Information provided:

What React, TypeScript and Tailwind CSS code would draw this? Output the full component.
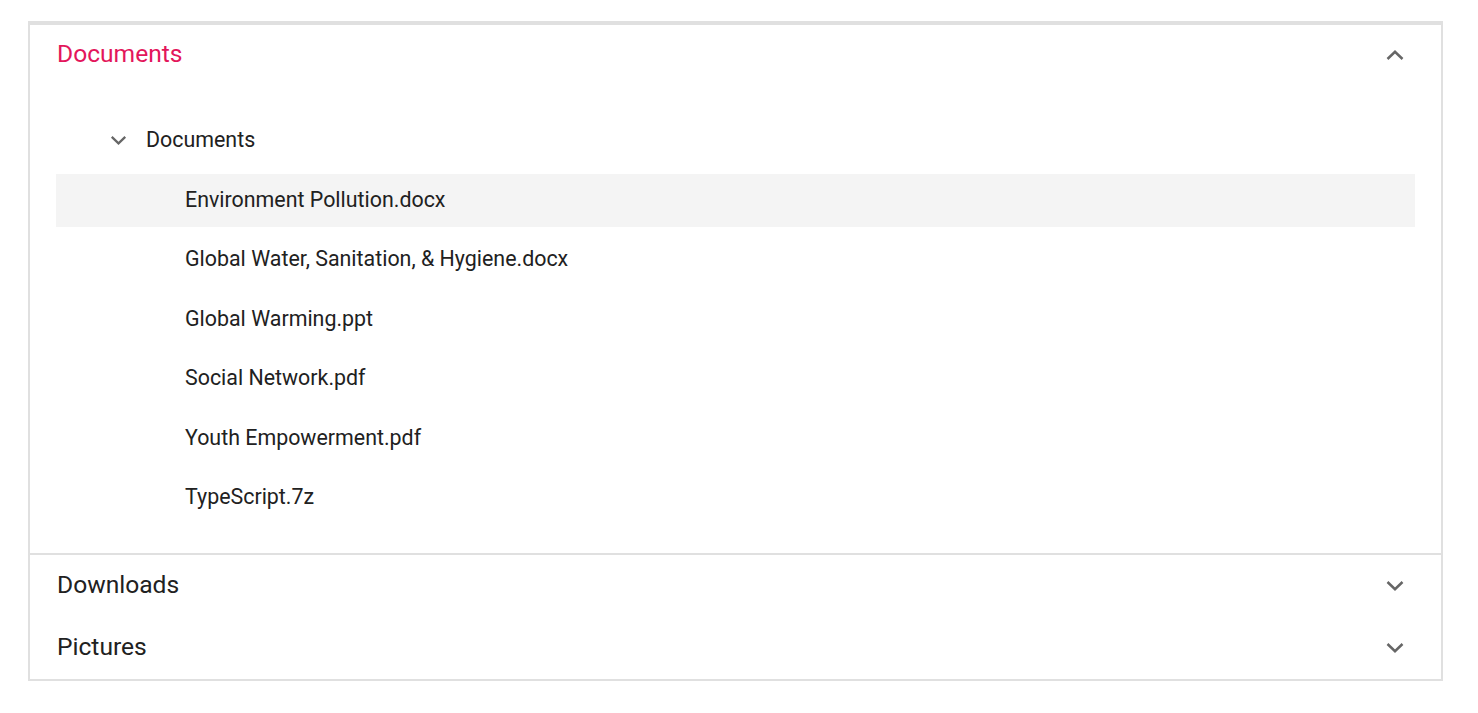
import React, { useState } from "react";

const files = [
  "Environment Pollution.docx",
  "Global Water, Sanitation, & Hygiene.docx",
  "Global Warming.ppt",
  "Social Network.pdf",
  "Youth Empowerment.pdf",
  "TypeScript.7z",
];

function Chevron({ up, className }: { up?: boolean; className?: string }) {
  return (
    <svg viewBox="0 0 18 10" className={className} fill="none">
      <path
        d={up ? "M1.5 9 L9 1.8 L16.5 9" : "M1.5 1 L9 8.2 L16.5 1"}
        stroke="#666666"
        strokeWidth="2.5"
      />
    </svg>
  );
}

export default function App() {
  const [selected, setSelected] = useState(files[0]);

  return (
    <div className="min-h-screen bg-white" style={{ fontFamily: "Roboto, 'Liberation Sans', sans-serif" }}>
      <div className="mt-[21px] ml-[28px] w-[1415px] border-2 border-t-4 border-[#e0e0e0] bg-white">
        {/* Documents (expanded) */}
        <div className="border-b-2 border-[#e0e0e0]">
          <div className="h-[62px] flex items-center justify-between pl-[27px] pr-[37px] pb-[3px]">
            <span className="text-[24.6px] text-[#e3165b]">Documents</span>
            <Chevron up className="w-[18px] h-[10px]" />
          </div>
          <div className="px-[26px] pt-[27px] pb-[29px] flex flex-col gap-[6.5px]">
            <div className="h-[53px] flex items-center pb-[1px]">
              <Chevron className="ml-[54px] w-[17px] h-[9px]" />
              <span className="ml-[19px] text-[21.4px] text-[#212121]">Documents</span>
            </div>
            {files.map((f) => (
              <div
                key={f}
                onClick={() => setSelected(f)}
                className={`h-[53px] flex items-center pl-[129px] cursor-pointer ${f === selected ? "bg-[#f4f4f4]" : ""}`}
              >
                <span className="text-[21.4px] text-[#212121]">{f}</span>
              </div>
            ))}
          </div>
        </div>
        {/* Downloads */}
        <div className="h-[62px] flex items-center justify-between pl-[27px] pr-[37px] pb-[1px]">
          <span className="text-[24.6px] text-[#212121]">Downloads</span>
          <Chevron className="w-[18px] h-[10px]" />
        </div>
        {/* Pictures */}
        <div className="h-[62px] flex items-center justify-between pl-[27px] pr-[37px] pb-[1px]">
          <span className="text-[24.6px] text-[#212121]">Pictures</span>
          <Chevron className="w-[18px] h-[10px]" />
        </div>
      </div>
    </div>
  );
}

Work to be completed:
Working from the lines above, reproduce the material exactly and exclude its pictures.

Complete output:
What React, TypeScript and Tailwind CSS code would draw this? Output the full component.
import React, { useState } from "react";

const files = [
  "Environment Pollution.docx",
  "Global Water, Sanitation, & Hygiene.docx",
  "Global Warming.ppt",
  "Social Network.pdf",
  "Youth Empowerment.pdf",
  "TypeScript.7z",
];

function Chevron({ up, className }: { up?: boolean; className?: string }) {
  return (
    <svg viewBox="0 0 18 10" className={className} fill="none">
      <path
        d={up ? "M1.5 9 L9 1.8 L16.5 9" : "M1.5 1 L9 8.2 L16.5 1"}
        stroke="#666666"
        strokeWidth="2.5"
      />
    </svg>
  );
}

export default function App() {
  const [selected, setSelected] = useState(files[0]);

  return (
    <div className="min-h-screen bg-white" style={{ fontFamily: "Roboto, 'Liberation Sans', sans-serif" }}>
      <div className="mt-[21px] ml-[28px] w-[1415px] border-2 border-t-4 border-[#e0e0e0] bg-white">
        {/* Documents (expanded) */}
        <div className="border-b-2 border-[#e0e0e0]">
          <div className="h-[62px] flex items-center justify-between pl-[27px] pr-[37px] pb-[3px]">
            <span className="text-[24.6px] text-[#e3165b]">Documents</span>
            <Chevron up className="w-[18px] h-[10px]" />
          </div>
          <div className="px-[26px] pt-[27px] pb-[29px] flex flex-col gap-[6.5px]">
            <div className="h-[53px] flex items-center pb-[1px]">
              <Chevron className="ml-[54px] w-[17px] h-[9px]" />
              <span className="ml-[19px] text-[21.4px] text-[#212121]">Documents</span>
            </div>
            {files.map((f) => (
              <div
                key={f}
                onClick={() => setSelected(f)}
                className={`h-[53px] flex items-center pl-[129px] cursor-pointer ${f === selected ? "bg-[#f4f4f4]" : ""}`}
              >
                <span className="text-[21.4px] text-[#212121]">{f}</span>
              </div>
            ))}
          </div>
        </div>
        {/* Downloads */}
        <div className="h-[62px] flex items-center justify-between pl-[27px] pr-[37px] pb-[1px]">
          <span className="text-[24.6px] text-[#212121]">Downloads</span>
          <Chevron className="w-[18px] h-[10px]" />
        </div>
        {/* Pictures */}
        <div className="h-[62px] flex items-center justify-between pl-[27px] pr-[37px] pb-[1px]">
          <span className="text-[24.6px] text-[#212121]">Pictures</span>
          <Chevron className="w-[18px] h-[10px]" />
        </div>
      </div>
    </div>
  );
}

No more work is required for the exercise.